`clip_grad_norm_` in fsdp - Githubissues

TRI-ML / prismatic-vlms

A flexible and efficient codebase for training visually-conditioned language models (VLMs)

MIT License

327 stars 93 forks source link

`clip_grad_norm_` in fsdp #35

Closed zeyuanyin closed 1 month ago

zeyuanyin commented 1 month ago

Hi @siddk, I modified the VLM model but the program is stuck when running self.clip_grad_norm() in base_strategy.py

https://github.com/TRI-ML/prismatic-vlms/blob/874c5bbff52b248294a3ab97006491a7faa698e6/prismatic/training/strategies/base_strategy.py#L214

The related code in fsdp.py is

https://github.com/TRI-ML/prismatic-vlms/blob/874c5bbff52b248294a3ab97006491a7faa698e6/prismatic/training/strategies/fsdp.py#L241-L243

But I don't find any vlm.clip_grad_norm_ implementation.

Did clip_grad_norm work, or has it been turned off in fsdp.py?

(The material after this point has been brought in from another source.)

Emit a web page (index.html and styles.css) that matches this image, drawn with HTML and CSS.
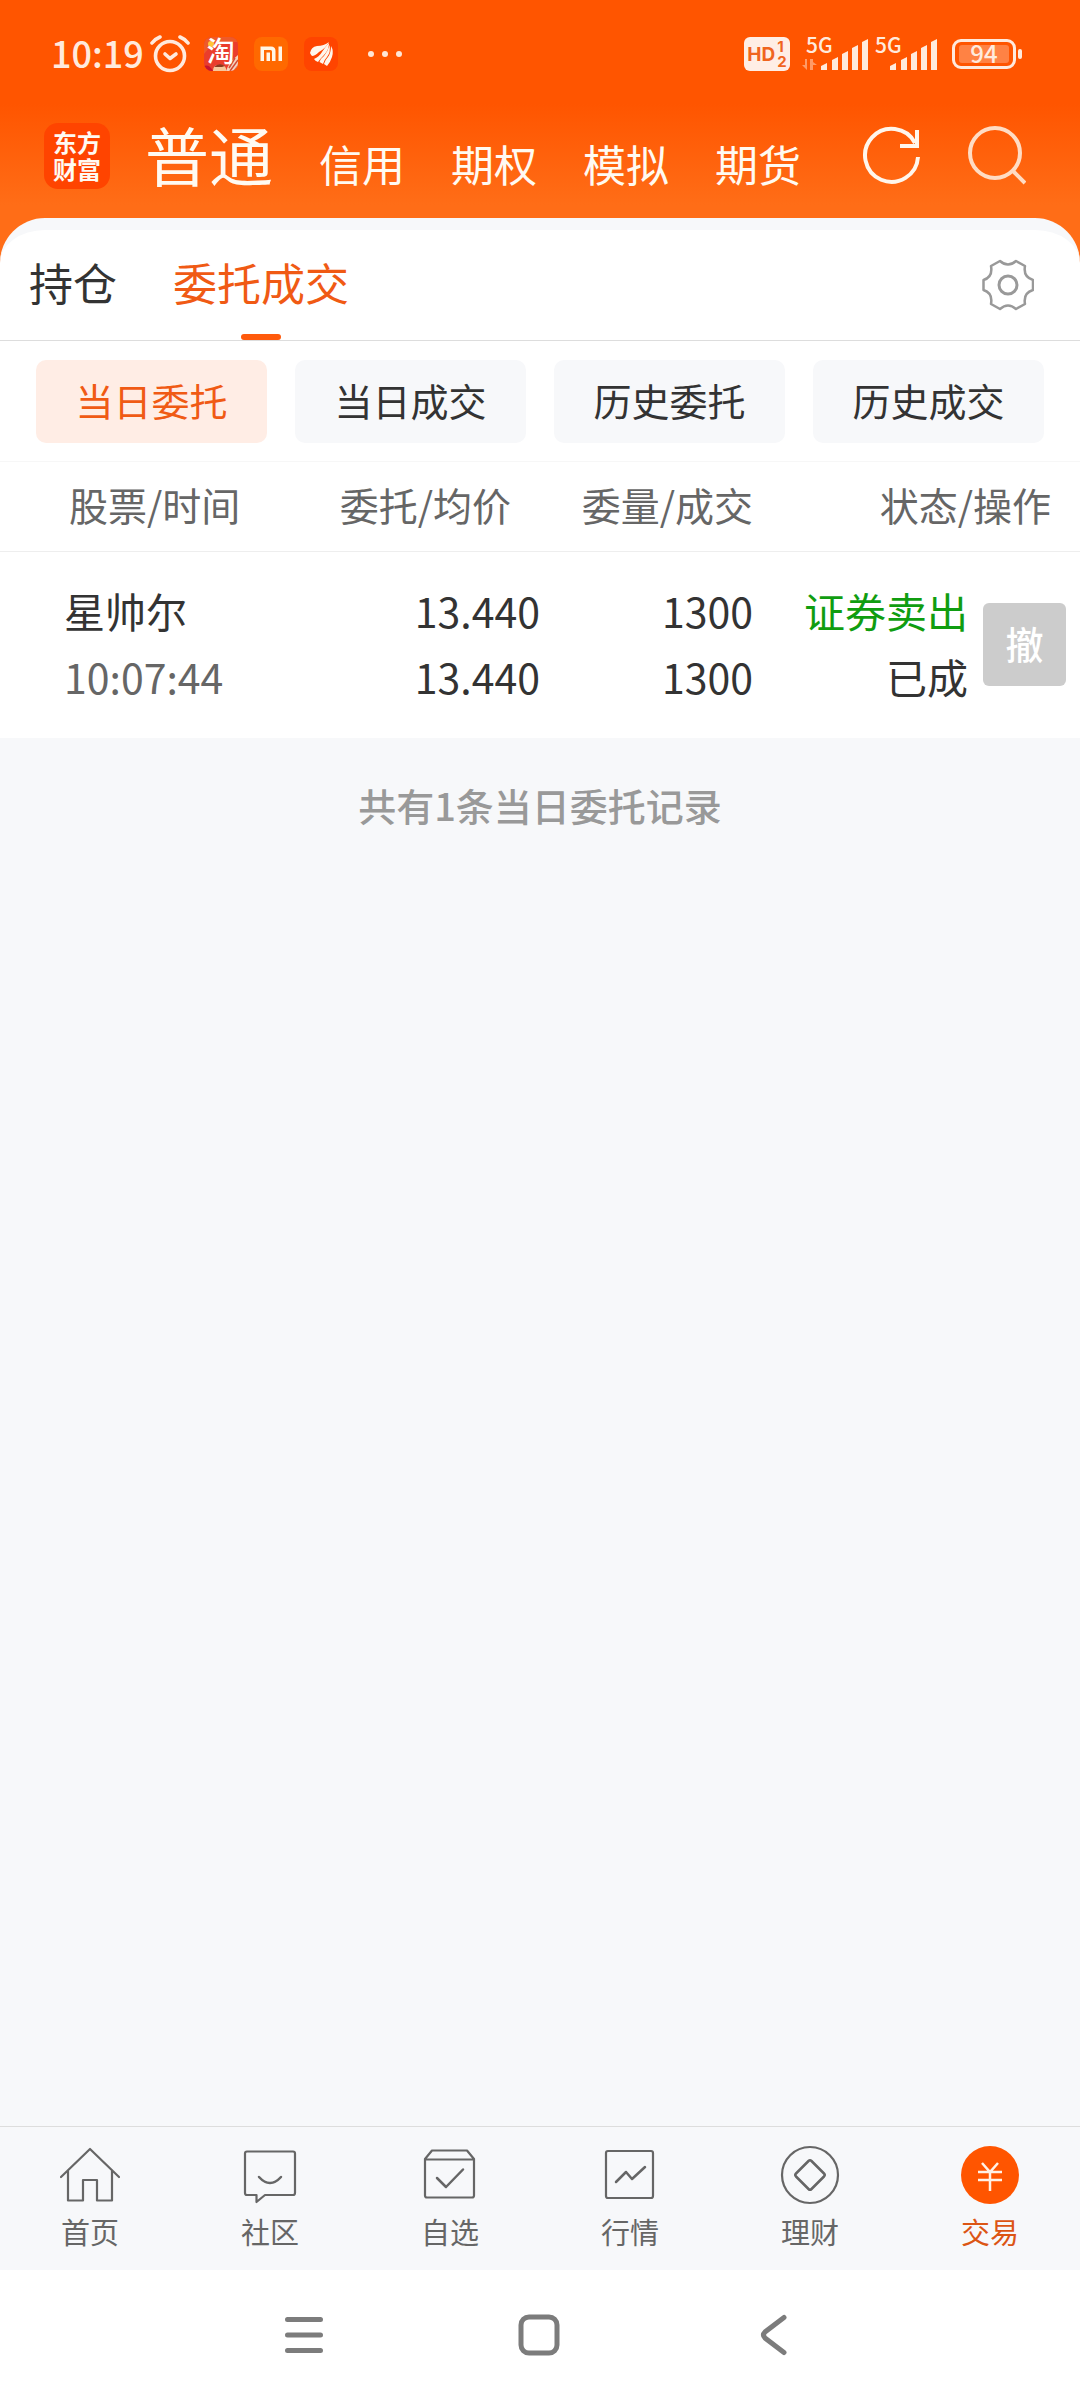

siddk commented 1 month ago

Hey @zeyuanyin; the call to clip_grad_norm_ is actually invoking this function in PyTorch's native FSDP wrapper class.

The issue with this function is that it expects all parts of the model to have the same dtype; I did something semi-dumb in the code assuming the ViT would also be frozen, casting its weights directly to bfloat16 here which I realize is inflexible with other training schemes.

I'm going to find some time to make this a config flag, but in the meantime, could you try removing the offending casting line and see if things work ok?